Şengal ve Kazımi yönetimi
Bayık, Şengal’e Irak güçlerinin yönelmesi konusunda da “Irak da tam bu dönemde Şengal ve Êzidî toplumuna karşı saldırıya geçti. Bunu Zap ve Avaşîn’deki savaştan bağımsız ele alamayız. Türkiye ve KDP’nin Zap ve Avaşîn’de başlattığı savaşı Kazımi kendisi için bir fırsat olarak gördü ve bundan yararlanmak istedi. Şayet Şengal’e saldırırsa kimsenin Êzidîlerin yardımına gidemeyeceğini ve böylelikle onlardan bazı tavizler koparmayı düşündü. Bu, Irak için utanç verici bir durumdur. Çünkü Êzidîler DAİŞ’e karşı savaştı. Sadece kendilerini soykırımdan kurtarmadılar, aynı zamanda Irak hükümeti ve Güney Kürdistan’ın da onurunu kurtardılar.. Dünyada da demokrasi ve özgürlük güçlerinin Êzidîlere sahip çıkması gerekir. Bu onların vazgeçilmez görevi olmalı. Çünkü Êzidîler özgürce yaşamak istiyor. Êzidî halkının DAİŞ’e karşı verdiği mücadele insanlığa hizmetti. Bundan dolayı insanlık Êzidîlere karşı yürütülen bu siyasete karşı durmalı, onlardan istenen budur. ” dedi.

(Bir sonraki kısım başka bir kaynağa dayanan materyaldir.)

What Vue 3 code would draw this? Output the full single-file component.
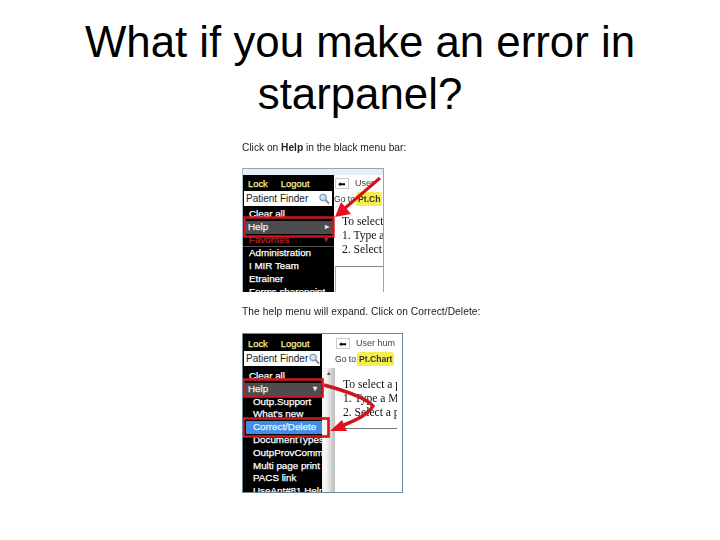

Letif Fetih Ferec: AKP için iyi ya da kötü Kürt arasında bir fark yok
Yazar Letif Fetih Ferec da, saldırılarının Kürdistan üzerinde büyük bir tehdit oluşturduğunu söyledi. Letif Fetih Ferec “Yüzyıllardır şairlerimiz, düşmana yakınlaşan Kürt gücünün, insanlıktan ve Kürtlükten uzaklaştığını söylüyor. Tarihsel olarak Osmanlı’dan bu yana Türk devletinin bir politikası olmuştur ve o da Kürt karşıtlığıdır. Önce hakkını arayanları, sonra dost gördüklerini ortadan kaldırdı. Şimdi aynı politika Kürt halkına karşı da yürütülüyor. Savaşarak hak ve özgürlüklerini talep edenler, Türk parlamentosunda Atatürk’ü destekleyen Kürtlerin onlarla çalıştıktan sonra nasıl öldürüldüğünü, ortadan kaldırıldığını hatırlasınlar. Türk devleti, Erdoğan ve AKP için iyi ya da kötü Kürt arasında bir fark yoktur. Türk askerlerin peşine düşenler, iş birliği yapanlar, silah alanlar ve düşmana yol açanlar şimdi Türkiye’nin hedefi olmayabilir ama gelecekte sıra onlara da gelecek ve hedef olacaklar. Bunun iyi bilinmesi gerekiyor” dedi.
‘Kürtler ciddi bir savaşla karşı karşıya’
KDP’nin politikalarına dikkat çeken Letif Fetih Ferec “Kürtler ciddi bir savaşla karşı karşıyadır. Türk devletine hizmet eden herkes çetelerin tarafında yer alıyor. KDP’nin politikaları ve eylemleri tamamen Türkiye’nin çıkarınadır.”
Kürdistan Bölgesi Hükümet Sözcüsü Cotyar Eli’nin “PKK’ye soruyorum, burada ne işi var?” dediğine işaret eden Ferec hükümet sözcüsünün söyleminin yanlış olduğunu belirterek şunları söyledi: “Mele Mustafa 1948’de Doğu Kürdistan’ın Mahabad şehrine neden gitti? PKK, bir Kürt partisi olarak Kürtlerin haklarını savunuyor. Kerkük, Daquq, Şengal ve Mexmur’da DAİŞ’e karşı savaştı. Kürtlerin haklarını savundu. ‘PKK burada kalmasın’ sözü büyük bir ihanettir. Bunu söyleyen Türk devletinden yanadır.”